Was he hungry? At such close quarters she looked more attractive than ever, with her wide hazel eyes, clear skin, and lips already curved in a smile. Was he hungry?

'I’m a bit hungry,' he said.

'You probably eat too much.' She splayed her right hand lightly over the front of his white shirt, a shirt he had himself carefully washed and ironed for the party. The fingers were slim and sinewy, the long nails carefully manicured and crimsoned.

'Not too bad, am I?' He liked the way things were going, and his voice sounded almost school-boyish.

She tilted her head to one side in a mock-serious assessment of whatever qualities she might approve in him. 'Not too bad,' she said, pouting her lips provocatively.

He watched her as she bent her body over the buffet table, watched the curve of her slim bottom as she leant far across to fork a few slices of beetroot-and suddenly felt (as he often felt) a little lost, a little hopeless. She was talking to the man just in front of her now, a man in his mid-twenties, tall, fair-haired, deeply tanned, with hardly an ounce of superfluous flesh on his frame. And the older man shook his head and smiled ruefully. It had been a nice thought, but now he let it drift away. He was fifty, and age was just about beginning, so he told himself, to cure his heart of tenderness. Just about.

There were chairs set under the far end of the table, with a few square feet of empty surface on the white tablecloth; and he decided to sit and eat in peace. It would save him the indigestion he almost invariably suffered if he sat in an armchair and ate in the cramped and squatting postures that the other guests were happily adopting. He refilled his glass yet again, pulled out a chair, and started to eat.

'I think you're the only sensible man in the room,' she said, standing beside him a minute later.

'I get indigestion,' he said flatly, not bothering to look up at her. It was no good pretending. He might just as well be himself-a bit paunchy, more than a bit balding, on the cemetery side of the semi-century, with one or two unsightly hairs beginning to sprout in his ears. No. It was no use pretending. Go away, my pretty one! Go away and take your fill of flirting from that lecherous young Adonis over there.

'Mind if I join you?'

He looked up at her in her cream-coloured, narrow-waisted summer dress, and pulled out the chair next to him.

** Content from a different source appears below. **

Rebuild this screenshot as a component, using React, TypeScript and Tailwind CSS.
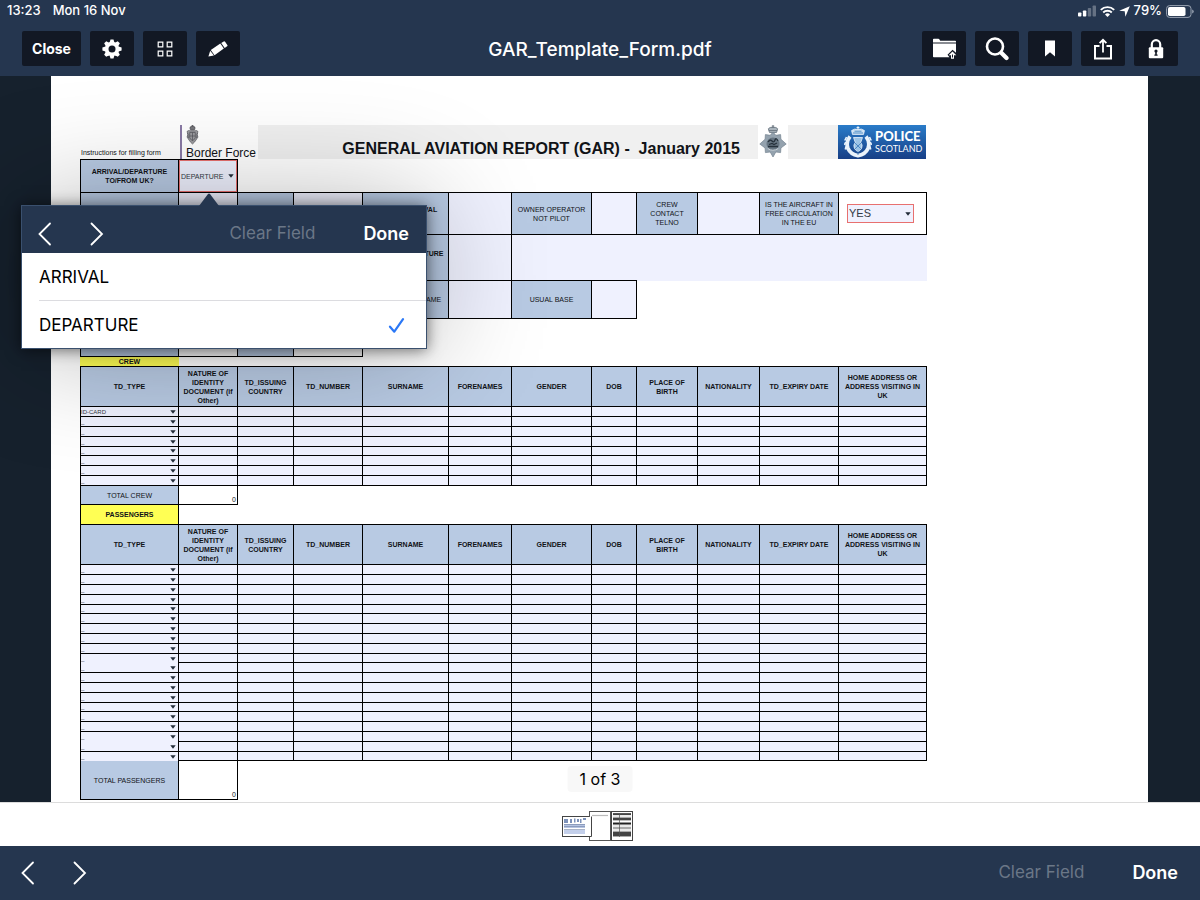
import React from 'react';
import clsx from 'clsx';

const COLUMN_WIDTHS = [99, 59, 56, 69, 86, 63, 80, 45, 61, 62, 79, 88];

const HEADINGS = [
  'TD_TYPE',
  'NATURE OF\nIDENTITY\nDOCUMENT (if\nOther)',
  'TD_ISSUING\nCOUNTRY',
  'TD_NUMBER',
  'SURNAME',
  'FORENAMES',
  'GENDER',
  'DOB',
  'PLACE OF\nBIRTH',
  'NATIONALITY',
  'TD_EXPIRY DATE',
  'HOME ADDRESS OR\nADDRESS VISITING IN\nUK',
];

const LINE = 'border-black';

/* Icons */

const ChevronLeft = () => (
  <svg width="14" height="24" viewBox="0 0 14 24" fill="none" stroke="currentColor" strokeWidth="1.8" strokeLinecap="round">
    <path d="M12 1.5 1.5 12 12 22.5" />
  </svg>
);

const ChevronRight = () => (
  <svg width="14" height="24" viewBox="0 0 14 24" fill="none" stroke="currentColor" strokeWidth="1.8" strokeLinecap="round">
    <path d="M1.5 1.5 12 12 1.5 22.5" />
  </svg>
);

const GearIcon = () => (
  <svg width="20" height="20" viewBox="0 0 20 20">
    <g fill="currentColor">
      {[0, 45, 90, 135].map((angle) => (
        <path key={angle} transform={`rotate(${angle} 10 10)`} d="M7.6 3.5 8.5.4h3l.9 3.1v13l-.9 3.1h-3l-.9-3.1z" />
      ))}
      <circle cx="10" cy="10" r="7.2" />
    </g>
    <circle cx="10" cy="10" r="3.5" fill="#121824" />
  </svg>
);

const GridIcon = () => (
  <svg width="16" height="16" viewBox="0 0 16 16" fill="none" stroke="currentColor" strokeWidth="1.2">
    <path d="M1.2 1.2h4.6v4.6H1.2zM10.2 1.2h4.6v4.6h-4.6zM1.2 10.2h4.6v4.6H1.2zM10.2 10.2h4.6v4.6h-4.6z" />
  </svg>
);

const PencilIcon = () => (
  <svg width="20" height="16" viewBox="0 0 20 16" fill="currentColor">
    <path d="M.4 15.4 2.2 9.7 5.9 14.6z" />
    <path d="M2.8 9.1 12.3 2.5l3.5 5-9.3 6.8z" />
    <path d="M13.2 1.9 15.7.4q.8-.5 1.4.3l2.2 3.2q.5.8-.2 1.4l-2.4 1.6z" />
  </svg>
);

const FolderIcon = () => (
  <svg width="25" height="22" viewBox="0 0 25 22">
    <path fill="currentColor" d="M1 1.6Q1 .8 1.8.8h4.6q.6 0 .9.5l.9 1.4h15q.8 0 .8.8v.9H1zM1 5.4h23v9.3l-3.5-3-5 5 2 2.5H1.8q-.8 0-.8-.8z" />
    <path fill="currentColor" d="m20.5 13.5 3.8 3.8H22v3.4h-3v-3.4h-2.3z" />
    <path fill="#121824" d="M20 16.5h1v3h-1z" />
  </svg>
);

const SearchIcon = () => (
  <svg width="24" height="24" viewBox="0 0 24 24" fill="none" stroke="currentColor">
    <circle cx="10" cy="9.5" r="8" strokeWidth="2.6" />
    <path d="m16.5 16 5 5" strokeWidth="4.2" strokeLinecap="round" />
  </svg>
);

const BookmarkIcon = () => (
  <svg width="10" height="17" viewBox="0 0 10 17" fill="currentColor">
    <path d="M0 .4h10v16.2l-5-4.4-5 4.4z" />
  </svg>
);

const ShareIcon = () => (
  <svg width="20" height="22" viewBox="0 0 20 22" fill="none" stroke="currentColor" strokeWidth="2">
    <path d="M6.5 8H2v12.6h16V8h-4.5" />
    <path d="M10 14.5V2.5M6.6 5.2 10 1.8l3.4 3.4" strokeWidth="1.8" />
  </svg>
);

const LockIcon = () => (
  <svg width="16" height="20" viewBox="0 0 16 20">
    <path d="M3.8 9V5.4a4.2 4.2 0 0 1 8.4 0V9" fill="none" stroke="currentColor" strokeWidth="2.2" />
    <rect x=".8" y="8.3" width="14.4" height="11" rx="1" fill="currentColor" />
    <circle cx="8" cy="12" r="1.6" fill="#121824" />
    <path d="M7.2 12.5h1.6v3h.8v1.3H6.4v-1.3h.8z" fill="#121824" />
  </svg>
);

const StatusIcons = () => (
  <>
    <svg width="18" height="12" viewBox="0 0 18 12" fill="currentColor">
      <rect x="0" y="7.5" width="3.4" height="4" rx=".8" />
      <rect x="4.9" y="5.5" width="3.4" height="6" rx=".8" />
      <rect x="9.8" y="3" width="3.4" height="8.5" rx=".8" opacity=".3" />
      <rect x="14.6" y=".5" width="3.4" height="11" rx=".8" opacity=".3" />
    </svg>
    <svg width="15" height="11" viewBox="0 0 15 11" fill="none" stroke="currentColor" strokeWidth="1.9">
      <path d="M.8 3.9a9.5 9.5 0 0 1 13.4 0M3.2 6.5a6.1 6.1 0 0 1 8.6 0" />
      <path d="M7.5 11 5 8.4a3.6 3.6 0 0 1 5 0z" fill="currentColor" stroke="none" />
    </svg>
    <svg width="11" height="11" viewBox="0 0 11 11" fill="currentColor">
      <path d="M10.8.2 6.4 10.8l-.7-5.500L.2 4.700z" />
    </svg>
  </>
);

const BatteryIcon = () => (
  <svg width="28" height="13" viewBox="0 0 28 13">
    <rect x=".6" y=".6" width="24.4" height="11.8" rx="3" fill="none" stroke="#9aa4b3" strokeWidth="1" />
    <rect x="2" y="2" width="17.5" height="9" rx="1.8" fill="#fff" />
    <path d="M26.2 4.5q1.5.5 1.5 2t-1.5 2z" fill="#9aa4b3" />
  </svg>
);

const RoyalCrest = () => (
  <svg width="13" height="20" viewBox="0 0 13 20" fill="#77777b" stroke="#4a4a50" strokeWidth=".6">
    <path d="M4 3.5Q3.2 1.5 6.5 1q3.3.5 2.5 2.5l-.6 1.6H4.6z" />
    <path d="M6.5 0v1.5M5.5.6h2" />
    <path d="M1 6.5q1.5-1.6 3-.7h5q1.5-.9 3 .7l-1 3 1 2.5-2 3q-1.5 2.5-3.5 4-2-1.500-3.500-4l-2-3 1-2.500z" fill="#9b9b9f" />
    <path d="M3.7 7.5h5.6v5q-.5 2.2-2.8 3-2.3-.8-2.800-3zM6.5 7.5v8M3.700 11h5.600M1.500 8l1 5M11.500 8l-1 5" fill="none" />
  </svg>
);

const PoliceStar = () => (
  <svg width="28" height="33" viewBox="0 0 28 33">
    <path d="M10.5 7.5 9.3 3.8q1.5-2 4.7-1.3 3.2-.7 4.700 1.300l-1.200 3.700z" fill="#a9b3bb" stroke="#66727d" strokeWidth=".8" />
    <path d="M14 0v3M12.7 1.2h2.6M9.8 5.6h8.4" stroke="#66727d" strokeWidth=".9" />
    <path d="m14 7 2.8 3.3 4.800-.7.300 4.600 5.300 4.800-5.300 4-.3 4.600-4.800-.6L14 32l-2.800-5-4.800.6-.3-4.600-5.300-4 5.300-4.800.3-4.600 4.800.7z" fill="#94a2ae" stroke="#74838f" strokeWidth=".7" />
    <circle cx="14" cy="19" r="6.5" fill="#667582" />
    <path d="M9 17q2-3 4-1t3-1 3 1M9 21.5h10M10 19.5l3-1 2 1 3-1.5" fill="none" stroke="#26313b" strokeWidth="1.3" />
    <path d="M8.8 23.5q5 3.5 10.4 0" fill="none" stroke="#ced6dc" strokeWidth="1" />
  </svg>
);

const ScotlandCrest = () => (
  <svg width="28" height="32" viewBox="0 0 28 32" fill="none" stroke="#e9f2fb">
    <path d="M8.5 8.5 7.5 4.6Q10 2.3 14 3.3q4-1 6.5 1.3l-1 3.9z" fill="#cfe2f3" strokeWidth=".7" />
    <path d="M14 .2v3.5M12.6 1.5h2.8" strokeWidth="1.1" />
    <path d="M9 7h10M10.5 5.2h7" stroke="#2f79bb" strokeWidth=".8" />
    <path d="M6 10.5Q1.5 16 4 22.5q2.7 6 10 7.2 7.3-1.2 10-7.200 2.500-6.500-2-12" strokeWidth="3.8" />
    <path d="M2.5 11 .8 14.5M1.8 16l-1.500 3M2 20.500l-.7 3M25.500 11l1.700 3.500M26.200 16l1.500 3M26 20.500l.7 3" strokeWidth="1.6" />
    <path d="M9.5 11.5h9l-1.8 5q2.3 2.300 1 5.500-1.200 2.500-3.700 3.800-2.500-1.300-3.700-3.800-1.300-3.200 1-5.500z" fill="#9cc4e6" strokeWidth=".8" />
    <path d="m11 17 6 6M17 17l-6 6M14 25v4" stroke="#2b6fb3" strokeWidth=".7" />
  </svg>
);

const Caret = () => (
  <svg width="6" height="4" viewBox="0 0 6 4" className="pointer-events-none">
    <path d="M.3.3h5.4L3 3.8z" fill="#222b38" />
  </svg>
);

/* Toolbar */

interface ToolButtonProps {
  label: string;
  children: React.ReactNode;
}

const ToolButton: React.FC<ToolButtonProps> = ({ label, children }) => (
  <button type="button" aria-label={label} className="flex h-[35px] w-11 items-center justify-center rounded-xs bg-[#121824] text-white">
    {children}
  </button>
);

const TopBar = () => (
  <header className="h-[76px] bg-[#25364f] text-white">
    <div className="flex h-[22px] items-center justify-between pr-[6px] pl-[7px] text-[13px] font-medium">
      <div className="flex gap-3">
        <span>13:23</span>
        <span>Mon 16 Nov</span>
      </div>
      <div className="flex items-center gap-1">
        <StatusIcons />
        <span>79%</span>
        <BatteryIcon />
      </div>
    </div>
    <div className="grid grid-cols-[1fr_auto_1fr] items-center px-[22px] pt-[9px]">
      <div className="flex gap-[9px]">
        <button type="button" className="h-[35px] w-[59px] rounded-xs bg-[#121824] text-sm font-bold">Close</button>
        <ToolButton label="Settings"><GearIcon /></ToolButton>
        <ToolButton label="Pages"><GridIcon /></ToolButton>
        <ToolButton label="Annotate"><PencilIcon /></ToolButton>
      </div>
      <h1 className="pt-[2px] text-[19px] leading-6 font-medium">GAR_Template_Form.pdf</h1>
      <div className="flex justify-end gap-[9px]">
        <ToolButton label="Move to folder"><FolderIcon /></ToolButton>
        <ToolButton label="Search"><SearchIcon /></ToolButton>
        <ToolButton label="Bookmark"><BookmarkIcon /></ToolButton>
        <ToolButton label="Share"><ShareIcon /></ToolButton>
        <ToolButton label="Lock"><LockIcon /></ToolButton>
      </div>
    </div>
  </header>
);

/* Form cells */

interface CellProps {
  children?: React.ReactNode;
  className?: string;
  colSpan?: number;
}

const LabelCell: React.FC<CellProps> = ({ children, className, colSpan }) => (
  <td colSpan={colSpan} className={clsx('border-r border-b bg-[#b8cae3] px-0 pt-0 text-center whitespace-pre-line', LINE, className)}>
    {children}
  </td>
);

const InputCell: React.FC<CellProps & { label: string; tall?: boolean; border?: string }> = ({ label, tall, colSpan, border = 'border-r border-b' }) => (
  <td colSpan={colSpan} className={clsx('bg-[#eff1fe] p-0', LINE, border)}>
    <input type="text" aria-label={label} className={clsx('block w-full px-1 outline-none', tall ? 'h-8' : 'h-2')} />
  </td>
);

interface PersonRowsProps {
  group: string;
  count: number;
  firstType?: string;
  unruled?: number[];
}

const PersonRows: React.FC<PersonRowsProps> = ({ group, count, firstType = '_', unruled = [] }) => (
  <>
    {Array.from({ length: count }, (_, row) => (
      <tr key={row} className={row % 5 === 4 ? 'h-[9px]' : 'h-[10px]'}>
        <td className={clsx('border-r border-l bg-[#eff1fe] p-0', LINE, !unruled.includes(row) && 'border-b')}>
          <div className="flex h-2 items-center pr-[2px]">
            <select aria-label={`${group} ${row + 1} TD_TYPE`} className="h-2 flex-1 appearance-none text-[6px] leading-[8px] text-[#333a45] outline-none">
              <option>{row === 0 ? firstType : '_'}</option>
            </select>
            <Caret />
          </div>
        </td>
        {HEADINGS.slice(1).map((heading) => (
          <InputCell key={heading} label={`${group} ${row + 1} ${heading}`} />
        ))}
      </tr>
    ))}
  </>
);

const HeadingRow = () => (
  <tr className="h-10">
    {HEADINGS.map((heading, i) => (
      <th key={heading} scope="col" className={clsx('border-r border-b bg-[#b8cae3] p-0 font-bold whitespace-pre-line', LINE, i === 0 && 'border-l')}>
        {heading}
      </th>
    ))}
  </tr>
);

const TotalCell = () => (
  <td className={clsx('border-r border-b p-0 pr-[1px] text-right align-bottom', LINE)}>0</td>
);

const ReportTable = () => (
  <table className="w-full table-fixed border-separate border-spacing-0 text-[7px] leading-[9px] text-[#111317]">
    <colgroup>
      {COLUMN_WIDTHS.map((width, i) => (
        <col key={i} style={{ width }} />
      ))}
    </colgroup>
    <tbody>
      <tr className="h-[34px]">
        <LabelCell className="border-t border-l font-bold">{'ARRIVAL/DEPARTURE\nTO/FROM UK?'}</LabelCell>
        <td className={clsx('border-t border-r border-b bg-[#eff1fe] p-0', LINE)}>
          <div className="flex h-8 items-center border border-[#e8706f] pr-[2px] pl-[1px]">
            <select aria-label="Arrival or departure" defaultValue="DEPARTURE" className="min-w-0 flex-1 appearance-none text-[7px] text-[#333a45] outline-none">
              <option>ARRIVAL</option>
              <option>DEPARTURE</option>
            </select>
            <Caret />
          </div>
        </td>
        <td colSpan={10} className={clsx('border-b p-0', LINE)} />
      </tr>
      <tr className="h-[42px]">
        <LabelCell className="border-l font-bold">REGISTRATION</LabelCell>
        <InputCell tall label="Registration" />
        <LabelCell>TYPE</LabelCell>
        <InputCell tall label="Type" />
        <LabelCell className="pb-2 font-bold">PORT OF ARRIVAL</LabelCell>
        <InputCell tall label="Port of arrival" />
        <LabelCell>{'OWNER OPERATOR\nNOT PILOT'}</LabelCell>
        <InputCell tall label="Owner operator" />
        <LabelCell>{'CREW\nCONTACT\nTELNO'}</LabelCell>
        <InputCell tall label="Crew contact" />
        <LabelCell>{'IS THE AIRCRAFT IN\nFREE CIRCULATION\nIN THE EU'}</LabelCell>
        <td className={clsx('border-r border-b p-0 pr-3 pl-2', LINE)}>
          <div className="flex h-[19px] items-center border border-[#e8706f] bg-[#eff1fe] pr-[2px] pl-[1px]">
            <select aria-label="Free circulation" className="min-w-0 flex-1 appearance-none text-[11px] text-[#333a45] outline-none">
              <option>YES</option>
              <option>NO</option>
            </select>
            <Caret />
          </div>
        </td>
      </tr>
      <tr className="h-[46px]">
        <LabelCell className="border-l font-bold">DATE</LabelCell>
        <InputCell tall label="Date" />
        <LabelCell>TIME</LabelCell>
        <InputCell tall label="Time" />
        <LabelCell className="pb-2 font-bold">PORT OF DEPARTURE</LabelCell>
        <InputCell tall label="Port of departure" />
        <InputCell tall label="Reason for visit" colSpan={2} border="border-b" />
        <InputCell tall label="Reason for visit, continued" colSpan={4} border="border-0" />
      </tr>
      <tr className="h-[38px]">
        <LabelCell className="border-l">CAPTAIN</LabelCell>
        <InputCell tall label="Captain" />
        <LabelCell>CONTACT</LabelCell>
        <InputCell tall label="Contact" />
        <LabelCell>RESPONSIBLE NAME</LabelCell>
        <InputCell tall label="Responsible name" />
        <LabelCell>USUAL BASE</LabelCell>
        <InputCell tall label="Usual base" />
        <td colSpan={4} />
      </tr>
      <tr className="h-[38px]">
        <LabelCell className="border-l" />
        <td className={clsx('border-r border-b', LINE)} />
        <LabelCell />
        <td className={clsx('border-r border-b', LINE)} />
        <td colSpan={8} />
      </tr>
      <tr className="h-[10px]">
        <td className={clsx('border-b bg-[#ffff54] p-0 text-center font-bold', LINE)}>CREW</td>
        <td colSpan={11} className={clsx('border-b p-0', LINE)} />
      </tr>
      <HeadingRow />
      <PersonRows group="Crew" count={8} firstType="ID-CARD" />
      <tr className="h-[19px]">
        <LabelCell className="border-l">TOTAL CREW</LabelCell>
        <TotalCell />
        <td colSpan={10} />
      </tr>
      <tr className="h-5">
        <td className={clsx('border-r border-b border-l bg-[#ffff54] p-0 text-center font-bold', LINE)}>PASSENGERS</td>
        <td colSpan={11} className={clsx('border-b p-0', LINE)} />
      </tr>
      <HeadingRow />
      <PersonRows group="Passenger" count={20} unruled={[9, 17, 19]} />
      <tr className="h-[39px]">
        <LabelCell className="border-l">TOTAL PASSENGERS</LabelCell>
        <TotalCell />
        <td colSpan={10} />
      </tr>
    </tbody>
  </table>
);

const ReportHeading = () => (
  <div className="flex h-[34px] items-stretch px-[1px] text-[#111317]">
    <p className="w-[99px] self-end pb-[2px] text-[7px] leading-[9px]">Instructions for filling form</p>
    <div className="w-[78px] border-l-2 border-[#8a7aa5] pl-1">
      <RoyalCrest />
      <p className="pt-[1px] text-xs leading-[14px] whitespace-nowrap">Border Force</p>
    </div>
    <div className="flex flex-1 justify-end bg-[#f0f0f0]">
      <h2 className="self-end text-base leading-5 font-bold whitespace-pre">GENERAL AVIATION REPORT (GAR) -  January 2015</h2>
      <div className="mr-[50px] ml-[18px] bg-white px-[1px]"><PoliceStar /></div>
    </div>
    <div className="flex w-[88px] items-center gap-[3px] bg-linear-to-b from-[#2a7cc9] to-[#173f86] pl-[6px] text-white">
      <ScotlandCrest />
      <p className="flex flex-col font-[Lato,sans-serif] text-[9px] leading-[11px]">
        <strong className="text-[13px] leading-[13px] font-black">POLICE</strong>
        <span>SCOTLAND</span>
      </p>
    </div>
  </div>
);

const FieldPopover = () => (
  <div className="absolute top-[129px] left-[21px] w-[406px] border border-[#3a506e] bg-white text-black shadow-[0_0_120px_rgba(0,0,0,0.3),0_1px_14px_rgba(0,0,0,0.55)]">
    <svg width="20" height="13" viewBox="0 0 20 13" className="absolute -top-[13px] left-[177px]">
      <path d="M0 13 9 1q1-1 2 0l9 12z" fill="#25364f" />
    </svg>
    <div className="flex h-[47px] items-center bg-[#25364f] pt-2 pr-[17px] pl-4 text-white">
      <button type="button" aria-label="Previous field"><ChevronLeft /></button>
      <button type="button" aria-label="Next field" className="ml-[38px]"><ChevronRight /></button>
      <button type="button" className="ml-auto text-[17px] text-[#6b7787]">Clear Field</button>
      <button type="button" className="ml-12 text-lg font-semibold">Done</button>
    </div>
    <ul className="pl-[17px] text-[17px]">
      <li className="border-b border-[#dcdce0]">
        <button type="button" className="flex h-[47px] w-full items-center pt-[2px]">ARRIVAL</button>
      </li>
      <li>
        <button type="button" className="flex h-[47px] w-full items-center justify-between pt-[2px] pr-[21px]">
          DEPARTURE
          <svg width="17" height="16" viewBox="0 0 17 16" fill="none" stroke="#2b78f6" strokeWidth="2.2" strokeLinecap="round" strokeLinejoin="round">
            <path d="m2 8.700 4.300 5L15 1.200" />
          </svg>
        </button>
      </li>
    </ul>
  </div>
);

const Thumbnails = () => (
  <svg width="72" height="32" viewBox="0 0 72 32">
    <rect x=".5" y="5.5" width="29" height="20" fill="#fff" stroke="#444" />
    <path d="M2 8h4v4H2zM8 8h2v4H8zM12 7.5h1.5v4H12zM15 8h2v3h-2zM18 8h1.5v4H18zM21 7h3v2h-3z" fill="#7d92ba" />
    <rect x="2" y="13" width="21" height="4" fill="#b6c4e2" />
    <rect x="2" y="19" width="21" height="4" fill="#c3cfea" />
    <path d="M2 13.5h21M2 15.5h21M2 18.5h21" stroke="#7182a5" strokeWidth=".6" />
    <rect x="27.5" y=".5" width="21" height="29" fill="#fff" stroke="#555" />
    <rect x="26" y="6" width="3.5" height="19" fill="#fff" />
    <path d="M29.5 5.5v20H26" fill="none" stroke="#444" />
    <path d="M30 4.5h16" stroke="#bbb" strokeWidth="1.2" />
    <rect x="49.5" y=".5" width="21" height="29" fill="#fff" stroke="#444" />
    <rect x="51" y="3" width="18" height="23" fill="#aaa" />
    <path d="M51 5h18M51 10.5h18M51 15h18M51 19h18" stroke="#fff" strokeWidth="1.4" />
    <path d="M51 3h18M51 8h18M51 12.5h18M51 22h18M51 24h18" stroke="#222" strokeWidth="1.3" />
    <path d="M57.5 3v23" stroke="#555" strokeWidth=".7" />
  </svg>
);

export default function App() {
  return (
    <div className="flex min-h-screen flex-col bg-[#16212d] font-[Inter,sans-serif]">
      <TopBar />
      <main className="relative flex-1">
        <section className="mr-[52px] ml-[51px] h-full bg-white pt-[49px] pr-[221px] pb-[2px] pl-[29px] font-['Liberation_Sans',Arial,sans-serif]">
          <ReportHeading />
          <ReportTable />
        </section>
        <FieldPopover />
        <p className="absolute bottom-[10px] left-1/2 -translate-x-1/2 rounded-sm bg-[#f8f8f8] px-3 py-[2px] text-base leading-[22px] text-black">1 of 3</p>
      </main>
      <div className="flex h-11 items-center justify-center border-t border-[#dcdcdc] bg-white pt-1">
        <button type="button" aria-label="Page thumbnails" className="mr-1"><Thumbnails /></button>
      </div>
      <footer className="flex h-[54px] items-center bg-[#25364f] pr-[22px] pl-[21px] text-white">
        <button type="button" aria-label="Previous field"><ChevronLeft /></button>
        <button type="button" aria-label="Next field" className="ml-[38px]"><ChevronRight /></button>
        <button type="button" className="ml-auto text-[17px] text-[#6b7787]">Clear Field</button>
        <button type="button" className="ml-12 text-lg font-semibold">Done</button>
      </footer>
    </div>
  );
}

'I thought I'd lost you for the evening,' he said after a while.

She lifted her glass of wine to her lips and then circled the third finger of her left hand smoothly round the inner rim at the point from which she had sipped. 'Didn't you want to lose me?' she said softly, her moist lips close to his ear.

'No. I wanted to keep you all to myself. But then I'm a selfish beggar.' His voice was bantering, good- humoured; but his clear blue eyes remained cold and appraising.

'You might have rescued me,' she whispered. 'That blond-headed bore across there- Oh, I'm sorry. He's not-?'

'No. He's no friend of mine.'

'Nor mine. In fact, I don't really know anyone here.' Her voice had become serious, and for a few minutes they ate in silence.

'There's a few of 'em here wouldn't mind getting to know you,' he said finally.

'Mm?' She seemed relaxed again, and smiled. 'Perhaps you're right. But they're all such bores-did you know that?'

'I'm a bit of a bore myself,' the man said.